Por lo demás, ten siempre
valor contra las dificultades que sufrirás en la práctica de todo lo que te
he enseñado hasta aquí, y contra la oposición que hallarás en ti mismo.
Debes guardarte mucho de decir lo que los tímidos discípulos: Dura es
esta doctrina: ¿quién podrá oírla y practicarla? (Juan. 6, 61). Porque
en verdad te aseguro que todas las amarguras que sientas al principio se te
convertirán muy pronto en dulzura inefable y en consuelos del Paraíso. La
santa perseverancia en tal ejercicio te librará de mil angustias de espíritu
e infundirá en tu pecho tanta paz y tranquilidad, que gustarás
anticipadamente el eterno placer preparado por Dios en el Cielo a sus fieles
servidores. Si por pereza dejas de poner los medios necesarios para alcanzar
la humildad, te sentirás pesaroso, inquieto, descontento, y harás la vida
imposible a ti mismo y quizá también a los demás, y, lo que más importa,
correrás gran peligro de perderte eternamente; al menos se te cerrará la
puerta de la perfección, ya que fuera de la humildad no hay otra puerta por
la que se pueda entrar. Ármate, pues, de un santo atrevimiento para que
nadie te pueda abatir; alza los ojos y mira allá arriba a Jesús Crucificado,
que, cargado con su cruz, te enseña el camino de la humildad y de la
paciencia, que han recorrido ya muchos santos que reinan con Él en el cielo;
mira cómo te anima a seguir su camino y el de los verdaderos imitadores de
su virtud. Mira a los santos ángeles cómo ansían tu salvación, mira cómo te
animan a que tomes la senda angosta, la única segura, la única que conduce
al cielo y que nos hace ocupar esos lugares del paraíso que dejó vacíos la
soberbia de los ángeles rebeldes. ¿No oyes cómo los bienaventurados
proclaman por todo el paraíso que la única vía que les ha permitido gozar de
esa gloria inmensa es la de las humillaciones y sufrimientos? Contempla cómo
gozan y se alegran contigo por esos primeros deseos que has concebido de
imitarlos; mira cómo te animan a no perder el ánimo. Ármate, pues, de fuerza
y de valor para comenzar sin tardanza esa gran obra. Son palabras de Cristo
que el reino de los cielos
sufre violencia (Mat. 11, 12).
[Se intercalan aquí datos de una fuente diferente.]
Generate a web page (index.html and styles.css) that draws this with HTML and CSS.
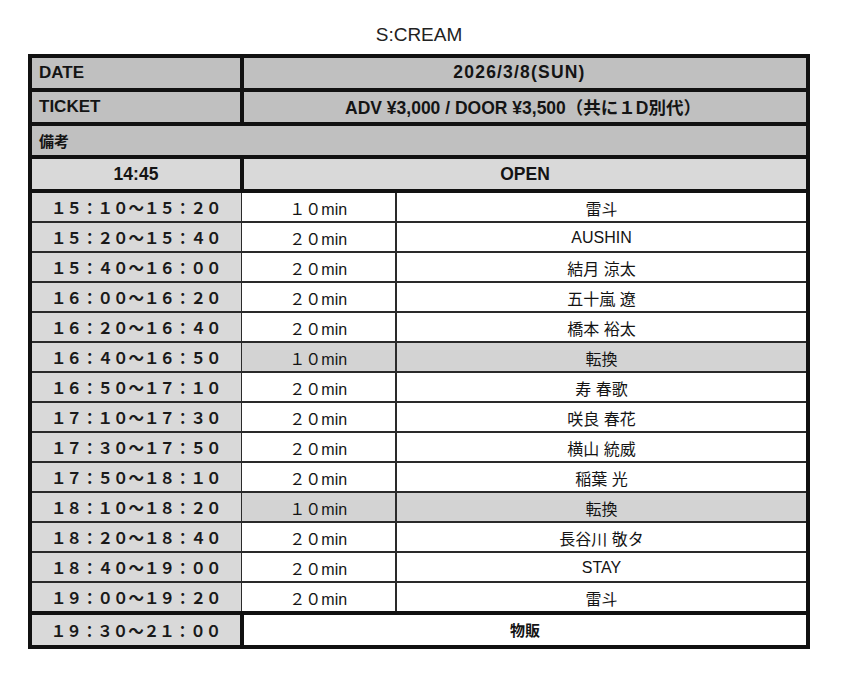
FILE: index.html
```html
<!DOCTYPE html>
<html lang="ja">
<head>
<meta charset="utf-8">
<title>S:CREAM</title>
<link rel="stylesheet" href="styles.css">
</head>
<body>
<h1 class="title">S:CREAM</h1>
<div class="sheet">
  <div class="row head">
    <div class="label">DATE</div>
    <div class="value big shifted">2026/3/8(SUN)</div>
  </div>
  <div class="row head">
    <div class="label">TICKET</div>
    <div class="value big ticket">ADV ¥3,000 / DOOR ¥3,500（共に１D別代）</div>
  </div>
  <div class="row head single">
    <div class="label note">備考</div>
  </div>
  <div class="row open">
    <div class="label center big">14:45</div>
    <div class="value big">OPEN</div>
  </div>
  <div class="schedule">
    <div class="slot"><div class="time">１５：１０～１５：２０</div><div class="dur">１０min</div><div class="act">雷斗</div></div>
    <div class="slot"><div class="time">１５：２０～１５：４０</div><div class="dur">２０min</div><div class="act">AUSHIN</div></div>
    <div class="slot"><div class="time">１５：４０～１６：００</div><div class="dur">２０min</div><div class="act">結月 涼太</div></div>
    <div class="slot"><div class="time">１６：００～１６：２０</div><div class="dur">２０min</div><div class="act">五十嵐 遼</div></div>
    <div class="slot"><div class="time">１６：２０～１６：４０</div><div class="dur">２０min</div><div class="act">橋本 裕太</div></div>
    <div class="slot change"><div class="time">１６：４０～１６：５０</div><div class="dur">１０min</div><div class="act">転換</div></div>
    <div class="slot"><div class="time">１６：５０～１７：１０</div><div class="dur">２０min</div><div class="act">寿 春歌</div></div>
    <div class="slot"><div class="time">１７：１０～１７：３０</div><div class="dur">２０min</div><div class="act">咲良 春花</div></div>
    <div class="slot"><div class="time">１７：３０～１７：５０</div><div class="dur">２０min</div><div class="act">横山 統威</div></div>
    <div class="slot"><div class="time">１７：５０～１８：１０</div><div class="dur">２０min</div><div class="act">稲葉 光</div></div>
    <div class="slot change"><div class="time">１８：１０～１８：２０</div><div class="dur">１０min</div><div class="act">転換</div></div>
    <div class="slot"><div class="time">１８：２０～１８：４０</div><div class="dur">２０min</div><div class="act">長谷川 敬タ</div></div>
    <div class="slot"><div class="time">１８：４０～１９：００</div><div class="dur">２０min</div><div class="act">STAY</div></div>
    <div class="slot"><div class="time">１９：００～１９：２０</div><div class="dur">２０min</div><div class="act">雷斗</div></div>
  </div>
  <div class="row merch">
    <div class="label center time-font">１９：３０～２１：００</div>
    <div class="value">物販</div>
  </div>
</div>
</body>
</html>
```

FILE: styles.css
```css
* { box-sizing: border-box; }

body {
  margin: 0;
  padding-top: 25px;
  background: #ffffff;
  color: #141414;
  font-family: "Liberation Sans", "Noto Sans CJK JP", sans-serif;
}

.title {
  width: 782px;
  margin: 0 0 9px 28px;
  font-size: 19px;
  font-weight: 400;
  line-height: 20px;
  text-align: center;
  color: #222;
}

.sheet {
  width: 782px;
  margin-left: 28px;
  border: 4px solid #111;
}

.row {
  display: grid;
  grid-template-columns: 212px 1fr;
  height: 33.75px;
  border-bottom: 4px solid #111;
}

.row > div {
  display: flex;
  align-items: center;
  font-size: 17px;
  font-weight: 700;
}

.row .label {
  border-right: 4px solid #111;
  padding-left: 7px;
}

.row .center {
  justify-content: center;
  padding-left: 0;
}

.row .value {
  justify-content: center;
}

.row .big {
  font-size: 17.5px;
}

.row .shifted {
  padding-right: 11px;
  letter-spacing: 1.2px;
}

.row .ticket {
  padding-right: 4px;
}

.head {
  background: #c0c0c0;
}

.head.single {
  grid-template-columns: 1fr;
}

.row .note {
  border-right: none;
  font-size: 15px;
}

.open {
  background: #d9d9d9;
}

.schedule {
  border-bottom: 4px solid #111;
}

.slot {
  display: grid;
  grid-template-columns: 209.5px 155.5px 1fr;
  height: 30px;
  border-bottom: 2px solid #2a2a2a;
}

.slot:last-child {
  height: 28px;
  border-bottom: none;
}

.slot > div {
  display: flex;
  align-items: center;
  justify-content: center;
  font-size: 16px;
  padding-top: 1px;
}

.time, .time-font {
  background: #d9d9d9;
  color: #1a1a1a;
}

.row .time-font {
  font-size: 15.5px;
  font-weight: 700;
}

.slot .time {
  font-size: 15.5px;
  font-weight: 700;
  border-right: 1.5px solid #2a2a2a;
  padding-top: 0;
}

.dur {
  border-right: 2px solid #2a2a2a;
  background: #fff;
}

.act {
  background: #fff;
}

.change .dur, .change .act {
  background: #d3d3d3;
}

.merch {
  border-bottom: none;
  height: 29.5px;
}

.merch .value {
  background: #fff;
  font-size: 15px;
}
```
Dichoso tú y mil veces dichoso,
si. convencido de esto, tu primer pensamiento fuere practicar la humildad
para merecer la eterna grandeza del Paraíso.
60.
Por último, reflexiona que
nuestro divino Maestro recomendaba a sus discípulos que se confesaran
inútiles siervos aun después de haber cumplido todo lo mandado (Luc. 17,
10). Así también tú, cuando con la mayor exactitud hayas practicado estas
advertencias deberás tenerte por siervo inútil, y abriga firmemente la
persuasión de que eres deudor de ello, no a tus fuerzas y a tus méritos,
sino a la gratuita bondad e infinita misericordia de Dios, y dale siempre
gracias de tan gran beneficio con todo el afecto y toda la efusión de tu
corazón. Finalmente, ruégale todos los días que se digne conservarte este
tesoro hasta el último momento en que tu alma, libre de todos los lazos que
la tenían sujeta a las criaturas, pueda dirigir su vuelo al seno de su
Creador para gozar eternamente de la Gloria preparada para los humildes.